Heute haben wir unseren Chef samt einer Gruppe von bayrischen Lehrern auf einer Tour rund um das Schlachtfeld bei Woerth und Reichshoffen begleitet, die gefühlt alle zehn Meter ein mehr oder weniger imposantes Denkmal beherbergt. Auch wenn sich die Schlacht von Reichshoffen im deutsch-französischen Krieg von 1870/1871 abgespielt hat, konnte man sämtliche Monumente noch mit den Befreiungskriegen unter Napoleon, dem Ersten Weltkrieg, der Kolonialsierung und dem Algerien-Krieg verbinden, was extrem komplex ist. Deswegen habe ich mir am Ende des Tages auch einen dicken Stapel über die verschiedenen historischen Ereignisse ausgedruckt, um wenigstens das Wesentliche sämtlicher Beziehungen in der europäischen Geschichte zu verstehen.

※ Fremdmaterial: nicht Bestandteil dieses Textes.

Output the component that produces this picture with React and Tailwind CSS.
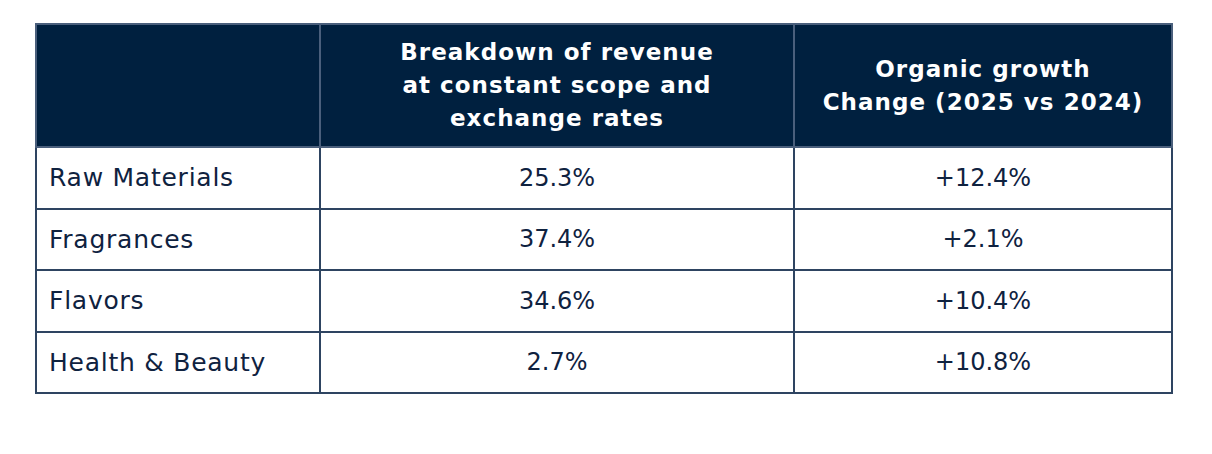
const HEAD = ["", "Breakdown of revenue\nat constant scope and\nexchange rates", "Organic growth\nChange (2025 vs 2024)"];

const ROWS = [
  ["Raw Materials", "25.3%", "+12.4%"],
  ["Fragrances", "37.4%", "+2.1%"],
  ["Flavors", "34.6%", "+10.4%"],
  ["Health & Beauty", "2.7%", "+10.8%"],
];

export default function App() {
  return (
    <div className="min-h-[454px] w-[1212px] bg-white pt-[23px] pl-[35px] font-['DejaVu_Sans',sans-serif]">
      <table className="w-[1136px] table-fixed border-collapse border-2 border-[#223753]">
        <colgroup>
          <col className="w-[284px]" />
          <col className="w-[474px]" />
          <col className="w-[378px]" />
        </colgroup>
        <thead>
          <tr className="h-[123px] bg-[#00203f]">
            {HEAD.map((h, i) => (
              <th
                key={i}
                className="whitespace-pre-line border-2 border-[#4a5f7c] px-1 text-center align-middle text-[23px] font-bold leading-[33px] tracking-[0.045em] text-white"
              >
                {h}
              </th>
            ))}
          </tr>
        </thead>
        <tbody>
          {ROWS.map((r) => (
            <tr key={r[0]} className="h-[61.5px]">
              <td className="border-2 border-[#2e4461] pl-[12px] text-[25px] tracking-[0.03em] text-[#0f223f]">{r[0]}</td>
              <td className="border-2 border-[#2e4461] text-center text-[24px] text-[#0f223f]">{r[1]}</td>
              <td className="border-2 border-[#2e4461] text-center text-[24px] text-[#0f223f]">{r[2]}</td>
            </tr>
          ))}
        </tbody>
      </table>
    </div>
  );
}
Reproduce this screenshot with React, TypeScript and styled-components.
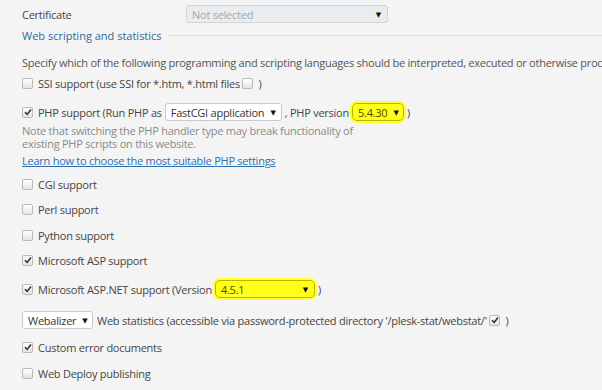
import React from 'react';
import styled, { createGlobalStyle, css } from 'styled-components';

const GlobalStyle = createGlobalStyle`
  html, body {
    margin: 0;
    padding: 0;
    background: #f4f4f4;
  }
  body {
    font-family: 'Open Sans', 'DejaVu Sans', sans-serif;
    font-size: 11px;
    letter-spacing: -0.25px;
    color: #454545;
  }
`;

const Page = styled.div`
  width: 602px;
  height: 390px;
  overflow: hidden;
  padding-left: 22px;
  box-sizing: border-box;
  display: flex;
  flex-direction: column;

  & > * {
    flex-shrink: 0;
  }
`;

const Row = styled.div<{ $top: number }>`
  margin-top: ${({ $top }) => $top}px;
  height: 18px;
  display: flex;
  align-items: center;
  white-space: nowrap;
`;

const Label = styled.span`
  width: 164px;
  color: #454545;
`;

const SectionTitle = styled.div<{ $top: number }>`
  margin-top: ${({ $top }) => $top}px;
  height: 18px;
  display: flex;
  align-items: center;
  gap: 6px;
  color: #31679a;
  letter-spacing: 0;
  white-space: nowrap;

  &::after {
    content: '';
    flex: 1;
    height: 1px;
    background: #dcdcdc;
  }
`;

const Hint = styled.div<{ $top: number }>`
  margin-top: ${({ $top }) => $top}px;
  height: 18px;
  line-height: 18px;
  color: #555;
  white-space: nowrap;
`;

const Note = styled.div<{ $top: number }>`
  margin-top: ${({ $top }) => $top}px;
  width: 338px;
  line-height: 13px;
  color: #8a8a8a;
`;

const HelpLink = styled.a`
  color: #2c70b4;
  text-decoration: underline;
  cursor: pointer;
`;

const Box = styled.span`
  width: 9px;
  height: 9px;
  border: 1px solid #b9b9b9;
  border-radius: 2px;
  background: linear-gradient(#ffffff, #e4e4e4);
  display: inline-flex;
  align-items: center;
  justify-content: center;
  flex-shrink: 0;
  margin-right: 5px;

  svg {
    width: 8px;
    height: 8px;
  }
`;

const Select = styled.span<{ $width: number; $tone?: 'plain' | 'disabled' | 'marked'; $flush?: boolean }>`
  width: ${({ $width }) => $width}px;
  height: 18px;
  box-sizing: border-box;
  display: inline-flex;
  align-items: center;
  justify-content: space-between;
  gap: 6px;
  padding: 0 6px 0 5px;
  border: 1px solid #c9c9c9;
  border-radius: 3px;
  background: #fff;
  color: #333;
  margin: ${({ $flush }) => ($flush ? '0 4px 0 0' : '0 3px')};

  ${({ $tone }) =>
    $tone === 'disabled' &&
    css`
      background: #e9edef;
      border-color: #cfd3d6;
      color: #a7a7a7;
      margin: 0;
    `}

  ${({ $tone }) =>
    $tone === 'marked' &&
    css`
      background: #ffff1a;
      border-color: #bdb600;
      color: #4a4a00;
      box-shadow: 0 0 0 2px #ffff33;
      border-radius: 5px;
    `}

  &::after {
    content: '▼';
    font-size: 7px;
    color: #111;
  }
`;

const Check = () => (
  <svg viewBox="0 0 8 8">
    <path d="M1 4.2 L3.2 6.4 L7 1.4" fill="none" stroke="#333" strokeWidth="1.6" />
  </svg>
);

const CheckBox = ({ checked }: { checked?: boolean }) => <Box>{checked && <Check />}</Box>;

const App = (): JSX.Element => {
  return (
    <>
      <GlobalStyle />
      <Page>
        <Row $top={5}>
          <Label>Certificate</Label>
          <Select $width={202} $tone="disabled">
            Not selected
          </Select>
        </Row>

        <SectionTitle $top={3}>Web scripting and statistics</SectionTitle>

        <Hint $top={10}>
          Specify which of the following programming and scripting languages should be interpreted, executed or otherwise processed by the web server.
        </Hint>

        <Row $top={2}>
          <CheckBox />
          SSI support (use SSI for *.htm, *.html files&nbsp;
          <CheckBox />)
        </Row>

        <Row $top={11}>
          <CheckBox checked />
          PHP support (Run PHP as
          <Select $width={117}>FastCGI application</Select>, PHP version
          <Select $width={52} $tone="marked">
            5.4.30
          </Select>
          )
        </Row>

        <Note $top={3}>
          Note that switching the PHP handler type may break functionality of existing PHP scripts on this website.
        </Note>

        <Row $top={1}>
          <HelpLink>Learn how to choose the most suitable PHP settings</HelpLink>
        </Row>

        <Row $top={6}>
          <CheckBox />
          CGI support
        </Row>
        <Row $top={7}>
          <CheckBox />
          Perl support
        </Row>
        <Row $top={8}>
          <CheckBox />
          Python support
        </Row>
        <Row $top={7}>
          <CheckBox checked />
          Microsoft ASP support
        </Row>
        <Row $top={11}>
          <CheckBox checked />
          Microsoft ASP.NET support (Version
          <Select $width={100} $tone="marked">
            4.5.1
          </Select>
          )
        </Row>

        <Row $top={13}>
          <Select $width={71} $flush>
            Webalizer
          </Select>
          Web statistics (accessible via password-protected directory '/plesk-stat/webstat/'&nbsp;
          <CheckBox checked />)
        </Row>

        <Row $top={9}>
          <CheckBox checked />
          Custom error documents
        </Row>
        <Row $top={8}>
          <CheckBox />
          Web Deploy publishing
        </Row>
      </Page>
    </>
  );
};

export default App;
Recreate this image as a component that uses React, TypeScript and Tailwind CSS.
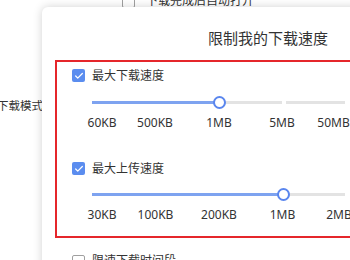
import { Check } from 'lucide-react';

type Tick = { label: string; w: number };

function Box({ checked }: { checked: boolean }) {
    return checked ? (
        <div className="w-[13px] h-[13px] rounded-[2px] bg-[#5b8def] flex items-center justify-center shrink-0">
            <Check className="w-[10px] h-[10px] text-white" strokeWidth={3} />
        </div>
    ) : (
        <div className="w-[13px] h-[13px] rounded-[2px] border border-[#a0a0a0] bg-white shrink-0" />
    );
}

function Slider({ fill, gap }: { fill: number; gap?: number }) {
    // track runs 253px; fill = thumb centre from track start
    return (
        <div className="relative w-[253px] h-[12px] ml-[35px]">
            <div className="absolute left-0 right-0 top-[5px] h-[3px] bg-[#e3e3e3]" />
            {gap !== undefined && <div className="absolute top-[5px] h-[3px] w-[4px] bg-white" style={{ left: gap }} />}
            <div className="absolute left-0 top-[5px] h-[3px] bg-[#7ea3f0]" style={{ width: fill }} />
            <div
                className="absolute top-0 w-[13px] h-[13px] rounded-full border-2 border-[#5a86ee] bg-white"
                style={{ left: fill - 6 }}
            />
        </div>
    );
}

function Labels({ ticks }: { ticks: Tick[] }) {
    return (
        <div className="flex ml-[19px] text-[12px] leading-[16px] text-[#333] whitespace-nowrap">
            {ticks.map((t) => (
                <div key={t.label} className="text-center shrink-0" style={{ width: t.w }}>
                    {t.label}
                </div>
            ))}
        </div>
    );
}

export default function App() {
    const downTicks = [
        { label: '60KB', w: 52 },
        { label: '500KB', w: 54 },
        { label: '1MB', w: 74 },
        { label: '5MB', w: 52 },
        { label: '50MB', w: 51 },
    ];
    const upTicks = [
        { label: '30KB', w: 52 },
        { label: '100KB', w: 55 },
        { label: '200KB', w: 72 },
        { label: '1MB', w: 55 },
        { label: '2MB', w: 58 },
    ];

    return (
        <div className="relative w-[350px] h-[260px] overflow-hidden bg-white font-['Noto_Sans','Noto_Sans_CJK_SC',sans-serif] text-[#333]">
            {/* settings page behind the dialog */}
            <div className="flex items-center gap-[11px] ml-[122px] -mt-[7px] text-[12px] leading-[16px] text-[#333]">
                <Box checked={false} />
                <span>下载完成后自动打开</span>
            </div>
            <div className="mt-[89px] w-[43px] text-[11.5px] leading-[16px] whitespace-nowrap text-[#333] flex justify-end">
                <span>下载模式</span>
            </div>

            {/* dialog */}
            <div className="absolute left-[42px] top-[7px] w-[452px] h-[300px] bg-white rounded-[6px] shadow-[0_0_10px_rgba(0,0,0,0.18)]">
                <div className="pt-[22px] text-center text-[15px] leading-[18px] text-[#333]">限制我的下载速度</div>
                <div className="mt-[13px] ml-[13px] border-2 border-[#e5262b] pt-[7px] pb-[13px] pl-[15px]">
                    <div className="flex items-center gap-[7px] h-[13px] text-[12px] leading-[16px]">
                        <Box checked />
                        <span>最大下载速度</span>
                    </div>
                    <div className="mt-[14px] -ml-[15px]">
                        <Slider fill={127} gap={190} />
                    </div>
                    <div className="mt-[7px] -ml-[15px]">
                        <Labels ticks={downTicks} />
                    </div>

                    <div className="mt-[31px] flex items-center gap-[7px] h-[13px] text-[12px] leading-[16px]">
                        <Box checked />
                        <span>最大上传速度</span>
                    </div>
                    <div className="mt-[13px] -ml-[15px]">
                        <Slider fill={191} />
                    </div>
                    <div className="mt-[7px] -ml-[15px]">
                        <Labels ticks={upTicks} />
                    </div>
                </div>
                <div className="mt-[15px] ml-[30px] flex items-center gap-[7px] text-[12px] leading-[16px]">
                    <Box checked={false} />
                    <span>限速下载时间段</span>
                </div>
            </div>
        </div>
    );
}
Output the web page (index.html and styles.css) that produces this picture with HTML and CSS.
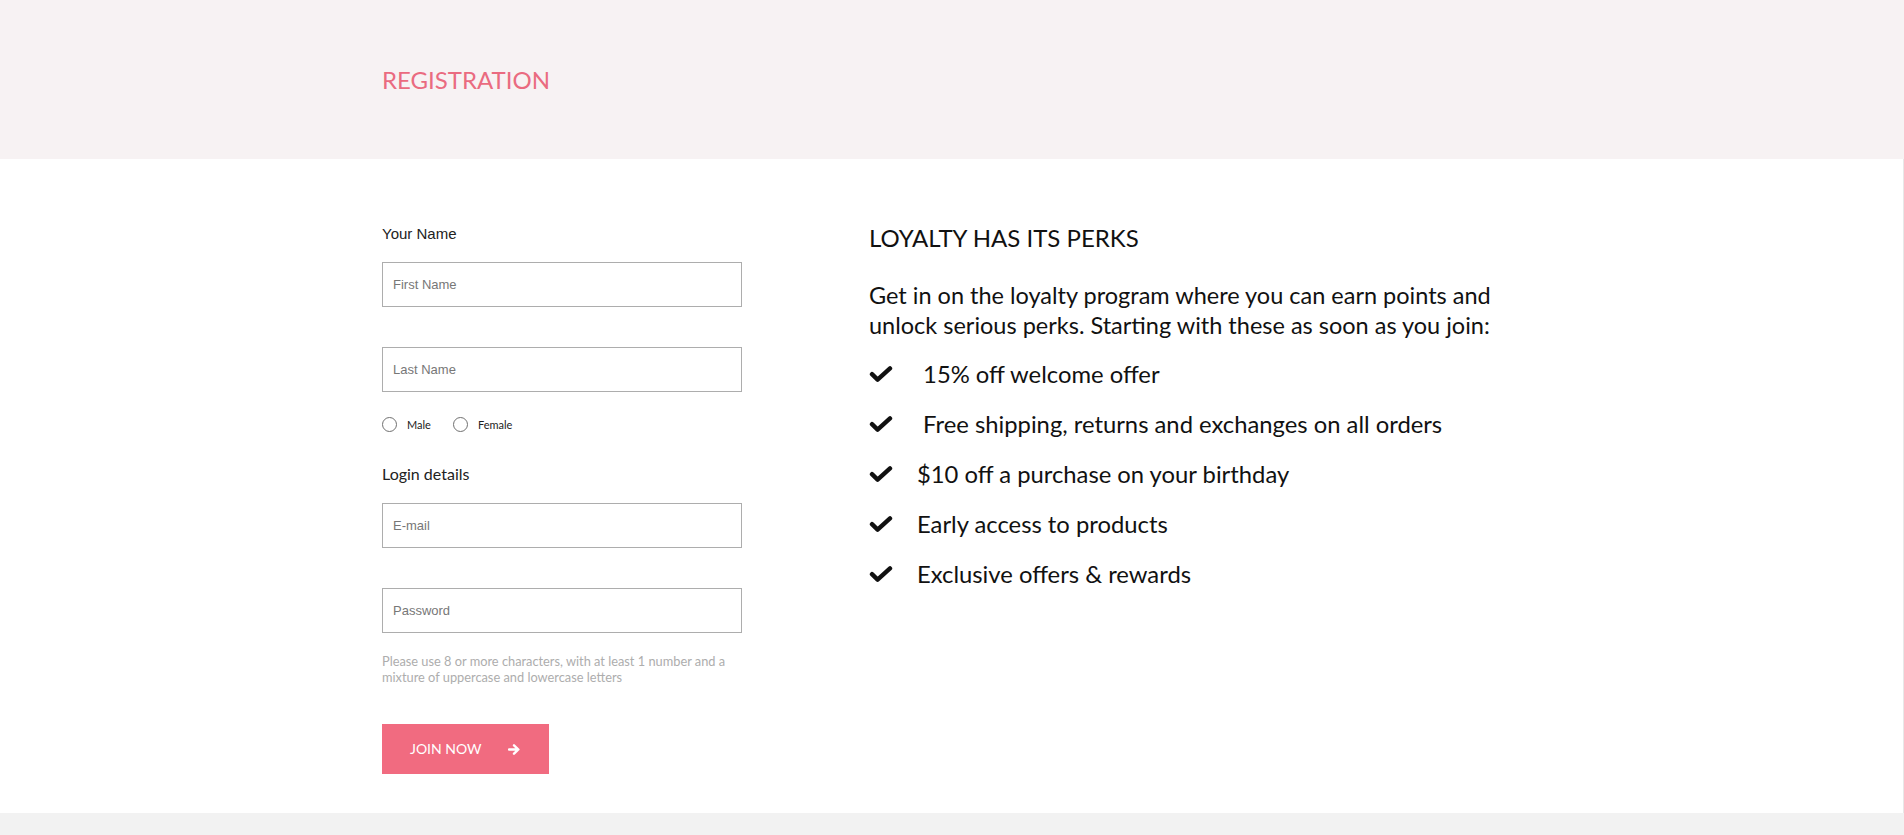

Meine erste historische Woche wurde dadurch abgerundet, dass wir als Freiwillige für die Akten der Einzelschicksale teilweise zuständig sind und zum Beispiel eine Mappe zusammenstellen durften, in der sich alte Feldpostbriefe, persönliche Fotos oder andere Dokumente aus dem Zweiten Weltkrieg befanden. Einen Dankesbrief an den Sohn eines gefallenen Soldaten, der uns die Biographie seines Vaters gesendet hat, durften wir auch verfassen. Dass längst nur ein Bruchteil der Einzelschicksale erfasst ist und dass die Arbeit damit ziemlich aktuell ist, wurde am Besten dadurch gezeigt, dass erst letzte Woche eine Frau ins Centre kam, die zum ersten Mal am Grab ihres Vaters war und uns ein wenig über sein Leben erzählt hat, sodass wir nun eine weitere Identität zurückgeben konnten.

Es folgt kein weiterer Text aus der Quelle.